If they could make him fall, they would be able to kill him but as long as he was standing, he could still overpower them. But there were now 6 lions on this buffalo so he was not going to have an easy time of it. After about half an hour of fighting them off, they got off and jumped him again and the force dropped him to the ground. Then they were all over him knowing that his horns were not really a danger to them but still staying far enough away from them. One of the males positioned himself behind the neck and bit hard. One of the females somehow got between the back legs and held on to the testicles and bit hard. I knew it was hard because I could actually hear the crunching sound as she tried to chew it off. Another male cut off the bull’s air supply by smothering him. Between the six lions the bull didn’t stand a chance of survival. We were about 10 feet from all of this and had a front row view of everything.

Finally after about 45 minutes, the bull was dead. We watched for a few more minutes as they tried to rip chunks from him then we left wondering if we had indeed witnessed what we thought we saw. Then the adrenaline rush set in when we really comprehended the danger we were in. We got back to the camp slightly speechless from the day’s events and were also ready for a good dinner. Our hostess Mel met us at the gate of the camp well lit by lamplight. She asked if we wanted to eat dinner first or go to our tent so we opted for the tent first. She gave us the safety talk about absolutely not venturing out of the cabin alone at night. If there is an emergency, there is a whistle close to the bed and we have to blow it and light a lamp while the other camps have to extinguish theirs so she can know which camp has the emergency. It was getting a bit scary especially when everything is pitch black except for the starlight and we still had not seen our tent. So off we went with our flashlights in the company of Richard who looked like he was going on an elephant hunt in the dark. Well indeed it was an elephant sighting – right in the path to our tent so needless to say, we all hightailed it back to the main eating area and decided that it was dinner after all and the tent could wait.

Dinner was very gourmet and it was no camp fare. It was in fact better than anything you’d get at any high end restaurant anyplace and it was all fresh cooked – buns, soup, meat, everything….

After dinner we tried for the tent again and this time we were successful. I was sure glad that the elephant found something more interesting than the outside of our tent. But this tent was no ordinary tent. It was tenting 5 star style. Teak furniture – everything from the towel rack that sits on the floor, to the vanity, to the bed frames, to the chairs on the veranda. Yes our tent had a veranda. It is built on a platform made of teak and has a claw-footed bathtub, double sinks, a shower sort of outside (wooden slats covered with a tarp), two beds and two additional veranda chairs on the inside. This is living. I have to describe the doors though. All of them have screens – only screens – including the toilet, the shower, the veranda and the door going outside. So privacy is not something you cherish.
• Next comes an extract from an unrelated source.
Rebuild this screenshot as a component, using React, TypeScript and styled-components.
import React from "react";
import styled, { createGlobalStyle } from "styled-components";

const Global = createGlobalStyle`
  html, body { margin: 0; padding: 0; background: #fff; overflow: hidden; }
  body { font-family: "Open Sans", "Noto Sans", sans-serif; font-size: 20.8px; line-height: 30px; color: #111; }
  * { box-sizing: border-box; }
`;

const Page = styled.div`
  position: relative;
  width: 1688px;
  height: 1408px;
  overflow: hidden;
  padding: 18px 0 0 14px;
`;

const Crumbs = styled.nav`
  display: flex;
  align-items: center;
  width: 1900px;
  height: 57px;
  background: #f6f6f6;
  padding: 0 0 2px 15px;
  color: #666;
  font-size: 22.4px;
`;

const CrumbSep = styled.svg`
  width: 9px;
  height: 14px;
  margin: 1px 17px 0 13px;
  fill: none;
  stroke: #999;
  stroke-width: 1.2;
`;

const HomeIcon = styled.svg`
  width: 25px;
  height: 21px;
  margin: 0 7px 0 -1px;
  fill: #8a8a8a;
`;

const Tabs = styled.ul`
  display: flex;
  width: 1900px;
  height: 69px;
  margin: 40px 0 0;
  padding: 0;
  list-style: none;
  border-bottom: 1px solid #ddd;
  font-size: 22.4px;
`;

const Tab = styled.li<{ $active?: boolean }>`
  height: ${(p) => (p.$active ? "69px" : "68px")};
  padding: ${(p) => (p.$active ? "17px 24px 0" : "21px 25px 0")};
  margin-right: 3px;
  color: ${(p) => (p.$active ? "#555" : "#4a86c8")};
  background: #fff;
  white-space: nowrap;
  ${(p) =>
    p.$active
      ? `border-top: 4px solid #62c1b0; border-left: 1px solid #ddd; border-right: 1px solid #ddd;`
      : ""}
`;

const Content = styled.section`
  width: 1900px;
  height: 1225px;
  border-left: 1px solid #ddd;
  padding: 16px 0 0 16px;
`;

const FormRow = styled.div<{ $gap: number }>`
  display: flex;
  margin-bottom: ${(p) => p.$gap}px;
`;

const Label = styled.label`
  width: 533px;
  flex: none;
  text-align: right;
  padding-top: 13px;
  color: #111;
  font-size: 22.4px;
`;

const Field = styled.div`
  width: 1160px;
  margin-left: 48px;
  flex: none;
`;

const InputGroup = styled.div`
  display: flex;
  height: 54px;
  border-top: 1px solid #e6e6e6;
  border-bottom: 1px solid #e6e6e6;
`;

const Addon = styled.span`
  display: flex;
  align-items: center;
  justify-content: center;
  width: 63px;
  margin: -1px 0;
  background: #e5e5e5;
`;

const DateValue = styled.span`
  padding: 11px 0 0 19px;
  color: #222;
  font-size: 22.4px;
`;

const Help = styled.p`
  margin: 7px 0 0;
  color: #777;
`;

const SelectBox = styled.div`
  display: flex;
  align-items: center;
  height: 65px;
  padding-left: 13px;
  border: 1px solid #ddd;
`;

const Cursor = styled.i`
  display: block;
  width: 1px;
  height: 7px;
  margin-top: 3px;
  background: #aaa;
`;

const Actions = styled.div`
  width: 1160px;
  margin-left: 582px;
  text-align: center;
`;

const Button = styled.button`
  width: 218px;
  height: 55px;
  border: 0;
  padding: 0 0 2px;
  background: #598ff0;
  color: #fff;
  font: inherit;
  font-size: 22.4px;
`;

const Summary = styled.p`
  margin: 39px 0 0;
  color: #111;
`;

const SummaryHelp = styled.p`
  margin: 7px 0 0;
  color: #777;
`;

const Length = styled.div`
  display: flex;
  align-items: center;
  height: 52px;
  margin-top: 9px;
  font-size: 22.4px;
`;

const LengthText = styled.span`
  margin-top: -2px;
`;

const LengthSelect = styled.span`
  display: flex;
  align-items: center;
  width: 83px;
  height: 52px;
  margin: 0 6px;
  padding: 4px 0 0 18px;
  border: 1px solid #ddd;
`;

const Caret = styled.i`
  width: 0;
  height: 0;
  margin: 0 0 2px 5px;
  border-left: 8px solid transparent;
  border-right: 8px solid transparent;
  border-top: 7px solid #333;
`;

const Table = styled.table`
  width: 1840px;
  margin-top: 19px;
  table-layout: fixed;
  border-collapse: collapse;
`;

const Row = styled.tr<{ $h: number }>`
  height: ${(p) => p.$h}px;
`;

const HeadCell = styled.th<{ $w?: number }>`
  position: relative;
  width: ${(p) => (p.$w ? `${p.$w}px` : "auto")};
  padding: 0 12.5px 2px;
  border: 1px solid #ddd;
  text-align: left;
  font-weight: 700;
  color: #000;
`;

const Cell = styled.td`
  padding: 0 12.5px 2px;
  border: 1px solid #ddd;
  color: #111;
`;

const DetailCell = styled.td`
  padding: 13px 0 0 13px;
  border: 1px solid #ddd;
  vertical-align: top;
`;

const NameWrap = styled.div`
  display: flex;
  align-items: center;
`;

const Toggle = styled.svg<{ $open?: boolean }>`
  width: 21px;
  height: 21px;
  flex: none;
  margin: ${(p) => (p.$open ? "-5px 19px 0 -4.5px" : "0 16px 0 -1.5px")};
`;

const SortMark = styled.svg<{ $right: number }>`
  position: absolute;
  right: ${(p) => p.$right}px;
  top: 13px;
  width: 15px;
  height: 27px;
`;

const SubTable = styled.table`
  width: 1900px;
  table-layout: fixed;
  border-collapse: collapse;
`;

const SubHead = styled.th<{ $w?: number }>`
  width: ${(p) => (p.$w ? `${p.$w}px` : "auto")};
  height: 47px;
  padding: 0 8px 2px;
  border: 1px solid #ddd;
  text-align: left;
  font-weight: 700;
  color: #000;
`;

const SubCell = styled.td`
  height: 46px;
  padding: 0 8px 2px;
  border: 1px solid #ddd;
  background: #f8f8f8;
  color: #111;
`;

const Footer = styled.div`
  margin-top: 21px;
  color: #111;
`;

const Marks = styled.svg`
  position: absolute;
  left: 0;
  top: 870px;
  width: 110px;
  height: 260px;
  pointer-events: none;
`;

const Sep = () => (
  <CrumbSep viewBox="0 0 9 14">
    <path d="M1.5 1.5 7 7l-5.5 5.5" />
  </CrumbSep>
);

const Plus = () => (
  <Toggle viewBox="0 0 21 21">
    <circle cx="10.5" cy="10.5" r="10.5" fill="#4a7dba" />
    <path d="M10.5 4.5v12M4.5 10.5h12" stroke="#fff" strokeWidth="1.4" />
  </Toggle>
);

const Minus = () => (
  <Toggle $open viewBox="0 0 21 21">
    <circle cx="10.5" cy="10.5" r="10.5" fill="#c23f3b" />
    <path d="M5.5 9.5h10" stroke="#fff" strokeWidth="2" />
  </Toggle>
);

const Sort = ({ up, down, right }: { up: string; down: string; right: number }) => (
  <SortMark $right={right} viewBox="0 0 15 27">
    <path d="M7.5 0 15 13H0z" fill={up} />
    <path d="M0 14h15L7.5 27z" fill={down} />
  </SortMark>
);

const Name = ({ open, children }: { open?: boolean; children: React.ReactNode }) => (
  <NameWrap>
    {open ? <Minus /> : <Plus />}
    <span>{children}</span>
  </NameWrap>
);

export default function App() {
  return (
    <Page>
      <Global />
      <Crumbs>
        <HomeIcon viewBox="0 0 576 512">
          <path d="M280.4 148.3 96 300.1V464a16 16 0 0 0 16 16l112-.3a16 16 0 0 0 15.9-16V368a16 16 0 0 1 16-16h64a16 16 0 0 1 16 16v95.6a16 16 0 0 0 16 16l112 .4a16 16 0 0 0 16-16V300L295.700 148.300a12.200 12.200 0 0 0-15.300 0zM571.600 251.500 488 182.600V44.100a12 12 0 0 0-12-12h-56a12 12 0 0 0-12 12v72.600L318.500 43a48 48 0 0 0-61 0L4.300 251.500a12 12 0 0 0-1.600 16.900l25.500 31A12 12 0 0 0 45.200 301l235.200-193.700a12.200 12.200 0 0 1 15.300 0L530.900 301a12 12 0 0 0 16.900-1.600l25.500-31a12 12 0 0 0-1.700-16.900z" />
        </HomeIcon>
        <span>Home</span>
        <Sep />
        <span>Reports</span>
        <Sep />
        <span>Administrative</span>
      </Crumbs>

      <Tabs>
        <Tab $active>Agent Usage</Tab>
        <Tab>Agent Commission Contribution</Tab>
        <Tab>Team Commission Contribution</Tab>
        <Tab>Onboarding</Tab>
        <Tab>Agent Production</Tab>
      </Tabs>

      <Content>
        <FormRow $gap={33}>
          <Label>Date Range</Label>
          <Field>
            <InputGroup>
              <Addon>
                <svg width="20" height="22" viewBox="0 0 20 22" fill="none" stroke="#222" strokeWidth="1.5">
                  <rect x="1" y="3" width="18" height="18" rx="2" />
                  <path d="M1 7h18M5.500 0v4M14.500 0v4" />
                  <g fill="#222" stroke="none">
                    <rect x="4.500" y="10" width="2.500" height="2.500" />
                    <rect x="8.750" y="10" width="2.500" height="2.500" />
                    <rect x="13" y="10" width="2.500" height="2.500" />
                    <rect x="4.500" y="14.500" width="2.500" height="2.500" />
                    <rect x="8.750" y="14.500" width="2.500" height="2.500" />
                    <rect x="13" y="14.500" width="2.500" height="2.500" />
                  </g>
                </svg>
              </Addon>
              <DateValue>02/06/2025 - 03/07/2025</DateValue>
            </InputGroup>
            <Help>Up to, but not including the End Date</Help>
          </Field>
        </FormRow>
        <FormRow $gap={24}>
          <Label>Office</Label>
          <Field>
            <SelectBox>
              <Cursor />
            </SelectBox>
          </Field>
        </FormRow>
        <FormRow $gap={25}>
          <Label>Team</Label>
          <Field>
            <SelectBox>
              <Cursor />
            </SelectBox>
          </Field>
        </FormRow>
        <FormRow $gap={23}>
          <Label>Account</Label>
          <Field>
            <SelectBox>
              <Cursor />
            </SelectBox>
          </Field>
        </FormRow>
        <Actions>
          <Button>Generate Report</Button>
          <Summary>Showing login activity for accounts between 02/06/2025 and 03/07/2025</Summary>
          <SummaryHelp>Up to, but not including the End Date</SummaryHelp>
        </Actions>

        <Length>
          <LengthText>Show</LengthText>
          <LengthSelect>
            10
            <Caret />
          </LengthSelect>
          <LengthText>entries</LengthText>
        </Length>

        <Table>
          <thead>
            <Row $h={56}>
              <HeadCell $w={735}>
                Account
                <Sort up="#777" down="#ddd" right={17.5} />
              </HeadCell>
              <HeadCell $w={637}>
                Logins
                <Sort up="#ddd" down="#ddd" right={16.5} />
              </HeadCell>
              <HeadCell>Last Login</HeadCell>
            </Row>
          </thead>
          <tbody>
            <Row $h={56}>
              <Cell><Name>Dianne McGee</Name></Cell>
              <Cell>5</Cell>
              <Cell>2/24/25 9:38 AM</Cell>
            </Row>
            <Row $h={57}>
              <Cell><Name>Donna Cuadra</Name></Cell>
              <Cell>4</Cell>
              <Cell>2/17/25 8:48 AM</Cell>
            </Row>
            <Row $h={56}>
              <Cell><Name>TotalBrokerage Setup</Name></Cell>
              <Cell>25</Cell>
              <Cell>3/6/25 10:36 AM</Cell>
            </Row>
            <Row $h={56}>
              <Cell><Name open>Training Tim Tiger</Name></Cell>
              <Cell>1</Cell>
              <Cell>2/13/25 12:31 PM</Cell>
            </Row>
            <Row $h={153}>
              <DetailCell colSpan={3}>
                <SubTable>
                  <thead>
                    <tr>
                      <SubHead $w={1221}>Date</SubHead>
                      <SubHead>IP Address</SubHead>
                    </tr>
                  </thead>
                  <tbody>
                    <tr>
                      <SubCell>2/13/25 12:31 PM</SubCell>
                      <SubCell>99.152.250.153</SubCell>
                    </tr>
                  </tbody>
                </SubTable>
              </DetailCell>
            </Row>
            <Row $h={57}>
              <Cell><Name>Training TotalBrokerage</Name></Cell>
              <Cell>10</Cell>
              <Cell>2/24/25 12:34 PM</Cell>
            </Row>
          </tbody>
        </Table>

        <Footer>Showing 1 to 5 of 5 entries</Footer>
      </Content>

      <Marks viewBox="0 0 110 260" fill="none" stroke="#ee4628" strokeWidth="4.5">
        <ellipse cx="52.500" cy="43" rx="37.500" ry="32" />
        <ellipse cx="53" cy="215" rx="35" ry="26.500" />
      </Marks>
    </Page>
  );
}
When I say screens, I mean that instead of wood, the doors are covered with mesh like you get in summer screens for your windows. Imagine that you are in the toilet or shower and there is no door. That’s what it’s like. Mmmm hmmm. And imagine that someone walks in to your tent – say the maid or the plumber and you say “Wait a minute” but he or she can see right into your tent. Yep. That’s about it. Might as well be no door. Well I had a shower and fell into bed to be fast asleep as soon as my head hit the pillow (this obviously written when I woke up). Nothing could top this day.